At the close, Sensex ended 1093.22 points, or 1.82 per cent, down at 58,840.79, and Nifty closed 346.55 points, or 1.94 per cent, down at 17,530.85. As many as 2,514 shares declined, 991 advanced and 105 remained unchanged.
Representative image
Representative image

MUMBAI: The Indian equities market ended the week on a weak note due to heavy sell-off in the IT stocks, leading to Sensex falling over 1,000 points and Nifty closing over 300 points down, on concerns of global recession.

At the close, Sensex ended 1093.22 points, or 1.82 per cent, down at 58,840.79, and Nifty closed 346.55 points, or 1.94 per cent, down at 17,530.85. As many as 2,514 shares declined, 991 advanced and 105 remained unchanged.

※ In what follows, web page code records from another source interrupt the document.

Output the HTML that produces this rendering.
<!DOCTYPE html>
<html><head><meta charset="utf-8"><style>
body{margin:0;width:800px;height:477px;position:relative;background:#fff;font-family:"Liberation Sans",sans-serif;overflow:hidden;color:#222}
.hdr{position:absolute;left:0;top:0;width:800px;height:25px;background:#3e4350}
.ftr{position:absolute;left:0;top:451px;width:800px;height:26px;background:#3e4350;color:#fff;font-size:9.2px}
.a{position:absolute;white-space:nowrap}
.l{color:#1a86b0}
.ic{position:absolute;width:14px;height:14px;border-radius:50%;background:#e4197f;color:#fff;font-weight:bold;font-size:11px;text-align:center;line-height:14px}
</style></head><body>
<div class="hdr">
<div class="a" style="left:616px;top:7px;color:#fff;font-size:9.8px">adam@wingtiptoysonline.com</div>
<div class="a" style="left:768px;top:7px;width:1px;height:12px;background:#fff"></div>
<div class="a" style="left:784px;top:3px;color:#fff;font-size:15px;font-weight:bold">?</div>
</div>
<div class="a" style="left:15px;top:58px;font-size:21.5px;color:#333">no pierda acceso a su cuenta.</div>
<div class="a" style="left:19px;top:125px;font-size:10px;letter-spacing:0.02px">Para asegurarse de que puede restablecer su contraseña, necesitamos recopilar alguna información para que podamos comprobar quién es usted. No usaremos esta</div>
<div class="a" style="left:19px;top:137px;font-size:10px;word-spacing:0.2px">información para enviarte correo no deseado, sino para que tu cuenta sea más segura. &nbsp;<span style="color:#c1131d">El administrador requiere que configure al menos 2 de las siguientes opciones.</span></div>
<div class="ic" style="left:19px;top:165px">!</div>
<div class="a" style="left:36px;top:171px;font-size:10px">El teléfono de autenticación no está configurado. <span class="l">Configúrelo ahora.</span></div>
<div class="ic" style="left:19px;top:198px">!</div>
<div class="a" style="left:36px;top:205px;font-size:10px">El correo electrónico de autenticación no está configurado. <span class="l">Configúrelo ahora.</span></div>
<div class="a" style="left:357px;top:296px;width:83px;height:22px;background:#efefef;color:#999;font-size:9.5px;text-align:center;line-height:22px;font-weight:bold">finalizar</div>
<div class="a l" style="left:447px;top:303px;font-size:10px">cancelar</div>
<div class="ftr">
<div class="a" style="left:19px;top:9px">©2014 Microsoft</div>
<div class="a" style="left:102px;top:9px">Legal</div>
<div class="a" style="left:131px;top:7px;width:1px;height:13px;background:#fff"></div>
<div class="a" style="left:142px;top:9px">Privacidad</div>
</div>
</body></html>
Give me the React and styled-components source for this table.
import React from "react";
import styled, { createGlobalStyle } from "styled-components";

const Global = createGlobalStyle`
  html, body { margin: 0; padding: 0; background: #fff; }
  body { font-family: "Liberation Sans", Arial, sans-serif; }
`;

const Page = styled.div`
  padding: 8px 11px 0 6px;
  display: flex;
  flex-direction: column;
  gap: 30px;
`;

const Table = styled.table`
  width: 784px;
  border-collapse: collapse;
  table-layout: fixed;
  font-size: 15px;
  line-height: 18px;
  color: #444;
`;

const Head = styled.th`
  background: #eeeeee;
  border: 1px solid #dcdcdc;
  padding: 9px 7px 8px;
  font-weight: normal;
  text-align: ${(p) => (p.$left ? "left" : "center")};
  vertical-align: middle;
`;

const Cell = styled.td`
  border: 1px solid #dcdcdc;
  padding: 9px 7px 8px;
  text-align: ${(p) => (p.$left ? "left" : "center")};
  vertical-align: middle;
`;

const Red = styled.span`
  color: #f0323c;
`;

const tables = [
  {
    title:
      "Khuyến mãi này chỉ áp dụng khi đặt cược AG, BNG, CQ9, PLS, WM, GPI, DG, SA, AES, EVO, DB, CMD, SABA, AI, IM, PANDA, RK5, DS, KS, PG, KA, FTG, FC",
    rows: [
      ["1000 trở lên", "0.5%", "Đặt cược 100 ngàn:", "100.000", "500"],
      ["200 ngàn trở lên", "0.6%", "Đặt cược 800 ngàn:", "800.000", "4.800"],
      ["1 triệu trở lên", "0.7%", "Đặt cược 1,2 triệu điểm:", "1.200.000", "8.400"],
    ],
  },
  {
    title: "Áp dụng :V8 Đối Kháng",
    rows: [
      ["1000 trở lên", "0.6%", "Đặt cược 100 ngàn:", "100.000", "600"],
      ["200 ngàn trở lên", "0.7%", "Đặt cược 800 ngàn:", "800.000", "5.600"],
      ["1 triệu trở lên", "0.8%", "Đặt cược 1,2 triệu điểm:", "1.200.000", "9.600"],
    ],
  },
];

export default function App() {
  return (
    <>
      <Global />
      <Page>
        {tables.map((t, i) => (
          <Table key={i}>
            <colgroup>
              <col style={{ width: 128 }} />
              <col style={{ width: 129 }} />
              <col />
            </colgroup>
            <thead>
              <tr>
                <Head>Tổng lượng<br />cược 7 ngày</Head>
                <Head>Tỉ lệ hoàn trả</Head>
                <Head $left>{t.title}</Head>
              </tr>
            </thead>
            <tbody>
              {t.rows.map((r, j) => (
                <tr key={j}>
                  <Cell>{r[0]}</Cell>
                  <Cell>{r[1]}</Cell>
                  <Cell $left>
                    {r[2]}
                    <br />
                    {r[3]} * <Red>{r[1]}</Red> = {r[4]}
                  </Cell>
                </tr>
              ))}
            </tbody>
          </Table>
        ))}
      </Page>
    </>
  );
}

Mahindra & Mahindra, Tech Mahindra, Ultratech Cement, TCS, Infosys, Wipro, and Nestle India were major losers on the Sensex.

Nifty IT index closed 1,027.90 points, or 3.71 per cent, down at 26,706, Nifty FMCG ended 848.95 points, or 1.93 per cent, down at 43,192.65, and BSE Cons Durables closed 1,008.57 points, or 2.34 per cent, down at 42,145.75.

"Indian Markets today finally chose to mirror global cues after out-performing global peers in the recent past. Weaker domestic flows for last month despite SIPs maintaining their run rate led to profit taking as all sectoral indices ended in the red. As global investors brace for a further interest rate hike post the US inflation data released recently, the RBI too has its task cut out in India when they meet at the end of this month," said S. Ranganathan, Head of Research at LKP securities.

Among sectors, realty, IT, oil & gas, consumer durables, and auto indices fell the most even as all sectors ended in the red.

Global stock markets followed Wall Street lower on Friday after higher-than-expected US inflation dashed hopes the Federal Reserve might ease off more interest rate hikes, amid growing concerns of a global recession following warnings from the World Bank and the International Monetary Fund.

Pound sterling, which has been one of the worst performing major currencies this year, fell 0.8 per cent to $1.137 against the dollar in the aftermath of the release - its lowest level since 1985.

"On weekly charts, Nifty has formed a bearish Dark Cloud Cover. 17,401 and 17,170 are the next levels on the downside that may provide temporary support. On upmoves, 17,771 may be difficult to breach in the near term," said Deepak Jasani, Head of Retail Research, HDFC Securities.